ファグラ大根の恥ずかしさ

ファグラ大根の恥ずかしさ



 道場センセイあたりが始めたのかどうかは知らないが、昨今ファグラ大根というメニューは少し気取った店ならば置いてあることが多いようだ。おでんの一変種と思えばたいてい間違いないようで、モノがほんもののファグラである以上たしかにうまいにはうまい。ただしロケーションというのはあるもので、お台場やディズニーランドのある舞浜や横浜のみなとみらいあたりで夜景を見ながらということになると、幽かだがなにか戦慄すべき恥ずかしさがそこには隠されているような気がする。独身だったらぜったい食わないやこんなもの、と思ったことは正直いって一再ならずある。

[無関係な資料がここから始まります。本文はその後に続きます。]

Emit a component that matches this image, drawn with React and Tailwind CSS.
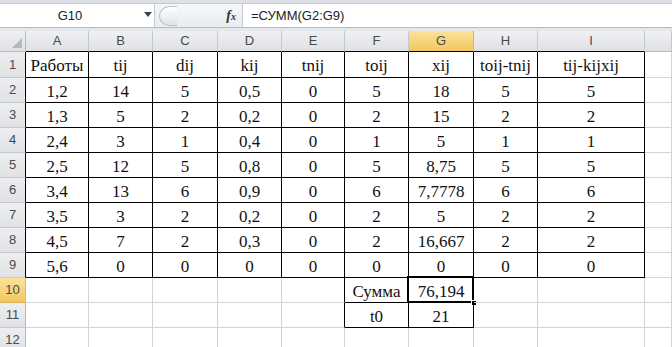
import React from "react";

const cols = ["A", "B", "C", "D", "E", "F", "G", "H", "I", ""];

const rows = [
  ["Работы", "tij", "dij", "kij", "tnij", "toij", "xij", "toij-tnij", "tij-kijxij"],
  ["1,2", "14", "5", "0,5", "0", "5", "18", "5", "5"],
  ["1,3", "5", "2", "0,2", "0", "2", "15", "2", "2"],
  ["2,4", "3", "1", "0,4", "0", "1", "5", "1", "1"],
  ["2,5", "12", "5", "0,8", "0", "5", "8,75", "5", "5"],
  ["3,4", "13", "6", "0,9", "0", "6", "7,7778", "6", "6"],
  ["3,5", "3", "2", "0,2", "0", "2", "5", "2", "2"],
  ["4,5", "7", "2", "0,3", "0", "2", "16,667", "2", "2"],
  ["5,6", "0", "0", "0", "0", "0", "0", "0", "0"],
  ["", "", "", "", "", "Сумма", "76,194", "", ""],
  ["", "", "", "", "", "t0", "21", "", ""],
  ["", "", "", "", "", "", "", "", ""],
];

// black bordered area: rows 1-9 all columns A..I, rows 10-11 only F,G
const inTable = (r, c) => (r <= 9 && c <= 8) || ((r === 10 || r === 11) && (c === 5 || c === 6));

const HeaderCell = ({children, active, blackBottom}) => (
  <div
    className={`h-[21px] flex items-center justify-center border-r border-b text-[13px] text-[#4a4a4a] ${
      active
        ? "bg-gradient-to-b from-[#fbe39a] to-[#f2c660] border-r-[#d9b35a]"
        : "bg-gradient-to-b from-[#eef0f2] to-[#dfe1e4] border-r-[#c5c8cd]"
    } ${blackBottom ? "border-b-black" : "border-b-[#b8bcc2]"}`}
  >
    {children}
  </div>
);

const RowHeader = ({n, active, blackRight}) => (
  <div
    className={`flex items-center justify-center border-b text-[13px] text-[#4a4a4a] ${
      n === 1 ? "h-[26px]" : "h-[25px]"
    } ${
      active
        ? "bg-gradient-to-b from-[#fbe39a] to-[#f2c660] border-b-[#d9b35a]"
        : "bg-gradient-to-b from-[#eceef0] to-[#e0e2e5] border-b-[#c5c8cd]"
    } ${blackRight ? "border-r border-r-black" : "border-r border-r-[#b8bcc2]"}`}
  >
    {n}
  </div>
);

const App = () => {
  return (
    <div className="w-[672px] h-[347px] overflow-hidden bg-white font-['Liberation_Sans',Arial,sans-serif]">
      {/* ribbon bottom */}
      <div className="h-[4px] bg-[#dde1e7] border-b border-[#c3c9d1]"></div>

      {/* formula bar */}
      <div className="h-[24px] flex bg-white border-b border-[#b6bcc5]">
        <div className="w-[155px] flex items-center border-r border-[#c3c9d1] relative">
          <span className="w-[140px] text-center text-[13px] text-[#222]">G10</span>
          <span className="absolute left-[144px] top-[8px] w-0 h-0 border-l-[4px] border-r-[4px] border-t-[5px] border-l-transparent border-r-transparent border-t-[#444]"></span>
        </div>
        <div className="w-[88px] flex items-center bg-gradient-to-b from-[#f6f7f9] to-[#e9ecf0] border-r border-[#c3c9d1]">
          <div className="ml-[4px] w-[18px] h-[20px] rounded-l-full border border-r-0 border-[#b9bec6] bg-gradient-to-b from-white to-[#dfe2e6]"></div>
          <span className="ml-auto mr-[6px] text-[14px] italic font-bold text-[#333] font-['Liberation_Serif',serif]">
            f<span className="text-[10px]">x</span>
          </span>
        </div>
        <div className="flex-1 flex items-center pl-[8px] text-[13px] text-[#222]">=СУММ(G2:G9)</div>
      </div>

      <div className="h-[3px] bg-[#e4e7eb]"></div>

      {/* sheet grid */}
      <div className="grid grid-cols-[26px_63px_64px_65px_64px_63px_64px_65px_64px_107px_1fr]">
        <div className="h-[21px] relative bg-gradient-to-b from-[#eef0f2] to-[#dfe1e4] border-r border-b border-[#b8bcc2]">
          <svg className="absolute right-[3px] bottom-[3px]" width="10" height="10" viewBox="0 0 10 10">
            <polygon points="10,0 10,10 0,10" fill="#b5b8bd" />
          </svg>
        </div>
        {cols.map((c, i) => (
          <HeaderCell key={i} active={c === "G"} blackBottom={i <= 8}>
            {c}
          </HeaderCell>
        ))}

        {rows.map((row, ri) => {
          const r = ri + 1;
          return (
            <React.Fragment key={r}>
              <RowHeader n={r} active={r === 10} blackRight={r <= 9} />
              {[...row, ""].map((val, ci) => {
                const here = inTable(r, ci);
                const rightBlack = here || inTable(r, ci + 1);
                const bottomBlack = here || inTable(r + 1, ci);
                const selected = r === 10 && ci === 6;
                return (
                  <div
                    key={ci}
                    className={`relative flex items-center justify-center pt-[3px] border-r border-b text-[17px] text-[#111] font-['Liberation_Serif','Times_New_Roman',serif] whitespace-nowrap ${
                      r === 1 ? "h-[26px]" : "h-[25px]"
                    } ${rightBlack ? "border-r-black" : "border-r-[#d4d4d4]"} ${
                      bottomBlack ? "border-b-black" : "border-b-[#d4d4d4]"
                    }`}
                  >
                    {val}
                    {selected && (
                      <>
                        <span className="absolute left-[-2px] top-[-2px] right-[-1px] bottom-[-1px] border-2 border-black"></span>
                        <span className="absolute right-[-4px] bottom-[-4px] w-[6px] h-[6px] bg-black border border-white"></span>
                      </>
                    )}
                  </div>
                );
              })}
            </React.Fragment>
          );
        })}
      </div>
    </div>
  );
};

export default App;
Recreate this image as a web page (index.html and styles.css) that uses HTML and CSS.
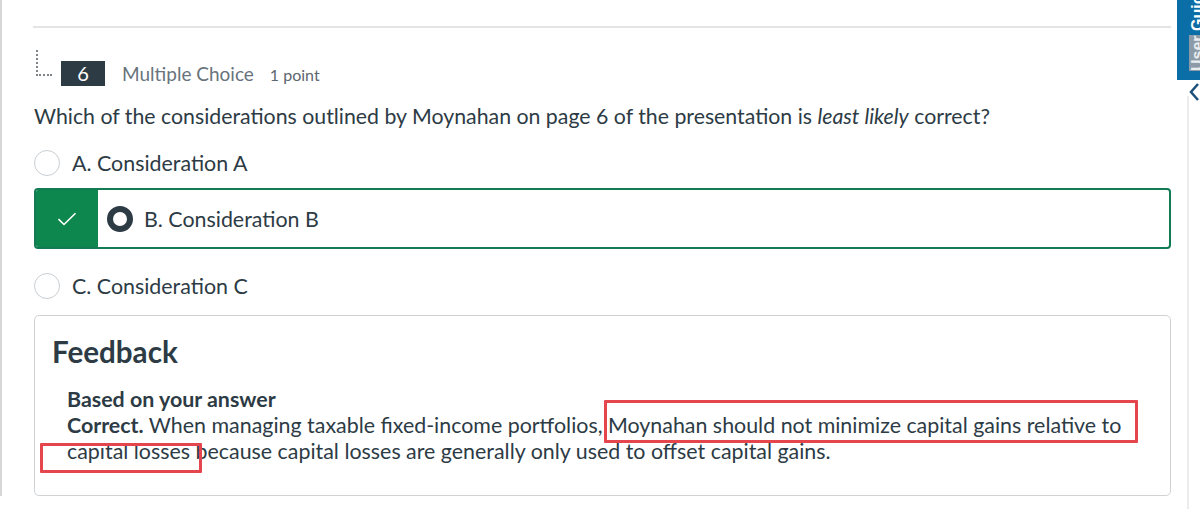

いつだったか、都内のホテルの最上階で女房と一杯やったことがあるが、そのときの肴がニョッキのトマトソースと例のファグラ大根で、弦楽四重奏の生演奏が入っていたと記憶するが、その高潮部の歌うようなふるえるような弦に女房の顔色がだんだん変わっていった。彼女は子供のころ、家族と見ているテレビの画面に、「浪曲子守唄」の一節太郎とか「骨まで愛して」の城卓也とかが登場すると耳と目をふさぎながら部屋から逃げて出たそうだ。そんなことを思い出していたのかもしれない。